Figli perfetti o invisibili?


Numerose richieste di psicoterapia nascono oggi dal bisogno, spesso sollecitato dalla scuola, di intervenire sul disagio infantile, scolastico, comportamentale, relazionale, emotivo.
Bambini che sviluppano un sintomo, che manifestano un problema, che sperimentano talvolta visibilità attraverso l’espressione di una richiesta implicita di aiuto.
Intervenire con una prospettiva sistemico relazionale sul disagio infantile permette di incontrare la famiglia del bambino e di ricercare insieme i significati relazionali che il sintomo individuale sottende, nonché di attivare le risorse bloccate ma presenti, riconoscendo la competenza genitoriale, spesso provata dai vissuti di impotenza e frustrazione. Il sintomo di un bambino si configura quindi come un’eccezionale possibilità di crescita per l’intero sistema familiare.
Questo articolo si propone di offrire uno spazio di riflessione alternativo, rivolto a quei bambini che apparentemente “non danno mai problemi”, bambini che sembrano “già grandi”, che coltivano prematuramente successi scolastici e rendimenti ottimali.
Esulando dal rischio di problematizzare aspetti “naturali” temperamentali, attitudinali o transitori, l’obiettivo è quello di potersi interrogare sulla possibilità emotiva di espressione dei propri bisogni che un bambino sente di poter avere.

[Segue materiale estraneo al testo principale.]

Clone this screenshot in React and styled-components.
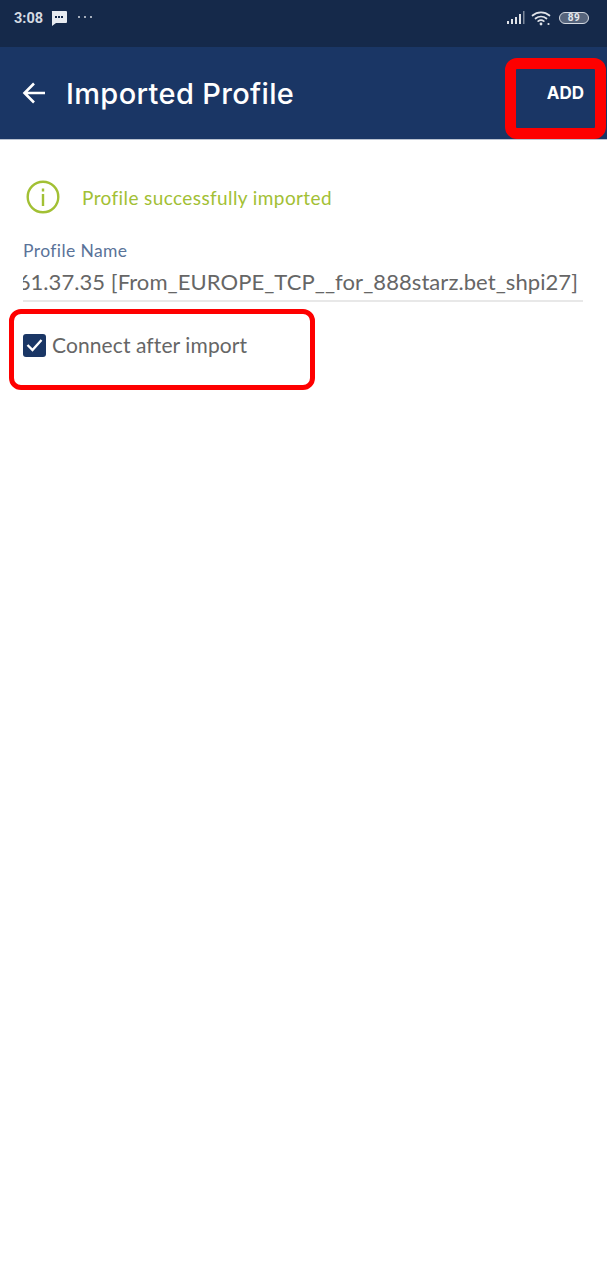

Senza ricorrere necessariamente alla definizione di “bambini adultizzati”, è importante sensibilizzare la consapevolezza sui rischi e i significati che possono celarsi dietro gli aspetti rigidamente e precocemente maturi di un bambino.
Tutti i bambini svolgono una funzione protettiva verso il proprio sistema familiare di appartenenza, partecipano emotivamente sin dalla loro procreazione ai vissuti emotivi che la famiglia attraversa.
I bambini possono non essere resi partecipi consapevolmente di aneddoti dolorosi, di crisi coniugali, di antichi conflitti ma inevitabilmente lì vivono.
Non è auspicabile preservare un figlio dagli aspetti umani di sofferenza, immaginando illusoriamente una campana di vetro ma è fondamentale creare lo spazio di riconoscimento e ascolto dei suoi bisogni.
Un bambino che non da mai problemi talvolta è un bambino che sente che i genitori sono troppo assorti dai propri dolori, adulti fragili che non potrebbero sostenere richieste altre.
Talvolta la loro espressione di malessere non legittimata attraverso il comportamento e la parola si manifesta con il corpo, sviluppando sintomi psicosomatici.
Inconsapevolmente sono bambini che possono percepirsi come fonte di soddisfazione per mamma e papà, sentendo di non poterli deludere.
La delusione è invece fondamentale per crescere e per essere esperita richiede che un figlio senta la profonda consapevolezza di essere amato dai suoi genitori indipendentemente dai propri traguardi e insuccessi.
Un bambino che ha fatto esperienza di un’illusoria infallibilità con molta probabilità diventerà un adulto con alte e rigide aspettative verso se stesso, orientato al senso del dovere e poco incline ad affidarsi e a potere contattare e esprimere i propri bisogni, spesso coinvolto in alti livelli di ansia da prestazione.
Lavorare con le famiglie nella mia esperienza clinica mi offre la straordinaria possibilità di riconoscere come, laddove c’è più di un figlio, i fratelli tendono inconsapevolmente a “dividersi i compiti”, il “figlio bravo” (solitamente il primogenito), che sperimenta visibilità attraverso i propri successi e “il figlio problematico” che la ricerca “dando problemi”.
La psicoterapia familiare diviene quindi un territorio privilegiato dove poter ribilanciare le parti, rendendo le funzioni più flessibili in favore di un incontro con e tra le persone.
È quindi fondamentale anche per i clinici non colludere con la rigida “spartizione dei ruoli” ma incuriosirsi del bambino che sta composto sulla sedia quanto di quello che mette a soqquadro la stanza di psicoterapia, stimolando nei genitori la medesima attenzione.